Accordingly, having failed and neglected to note any exception to Judge Dweh’s ruling specifically denying appellant’s motion challenging the legal competence of Nathaniel F. Segbe to practice law in Liberia, the negligent lawyer cannot now come to the Supreme Court to raise this issue. Counsel’s neglect and failure to except to the ruling entered by the trial court precludes him from raising said issue for appellate review. This issue was even more critical, given the basis of the judge’s ruling. The judge clearly set out that Attorney Nathaniel Segbe was admitted to the Bar before the 1972 Statute was enacted and that since 2006, the attorney has consistently secured a practicing license. Yet, the appellant did not see it fit to except to or challenge those assertions made by the judge. As it is the practice hoary with time in this jurisdiction, counsel’s failure to except to the judge’s ruling on the legal qualification of Mr. Segbe to practice law in Liberia, constituted an effective waiver by the appellant of his right to an appellate review of Judge Dweh’s ruling and determination on that question. Appellant is therefore legally barred from raising any issue of law or fact concerning the correctness or legality of that ruling before this Bench. Appellant’s contention here is therefore outrightly rejected as a matter of law.

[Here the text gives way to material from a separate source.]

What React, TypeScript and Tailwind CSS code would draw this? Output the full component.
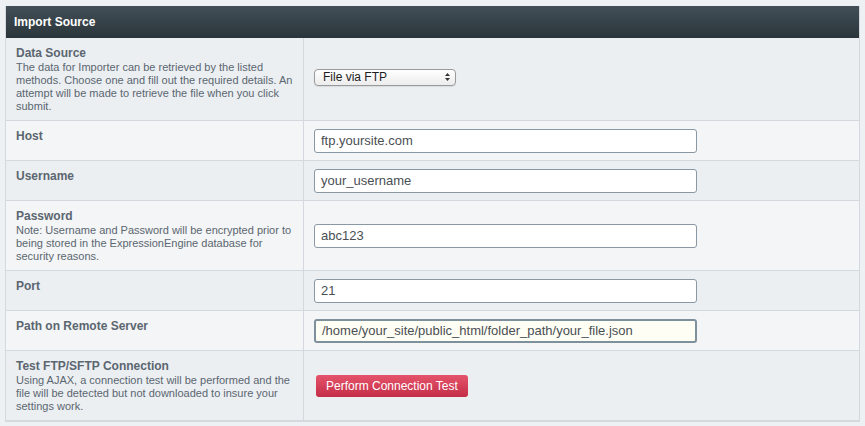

WHEREFORE, and having carefully considered the facts and attending circumstances and scrutinized the evidence in this case as well as the laws applicable thereto, it is our considered view that the final judgment rendered by Judge Albert C. Dweh, being cogent and sufficiently supported by evidence, be, and same is hereby affirmed and confirmed with modification as stipulated in this Opinion, and ordered enforced.

The Clerk of this Court is hereby commanded to transmit under the seal of this Court a mandate to the judge presiding in the court below to resume jurisdiction over the case and enforce its judgment as herein modified. Also, and consistent with the position expressed in this Opinion, the Clerk is further ordered to forward, under the seal of this Court, copy of this decision to the Attorney-General/Minister of Justice for the Ministry’s information and appropriate action in the premises. Costs are assessed against the appellant. JUDGMENT AFFIRMED WITH MODIFICATION. AND IT IS HEREBY SO DECREED.

Counsellors Theophilus C. Gould and Sayma Syrenius Cephus of Kemp & Associates, appeared for the appellant. Counsellors G. Wiefueh Alfred Sayeh and David B. Gibson, Jr. appeared for the appellees.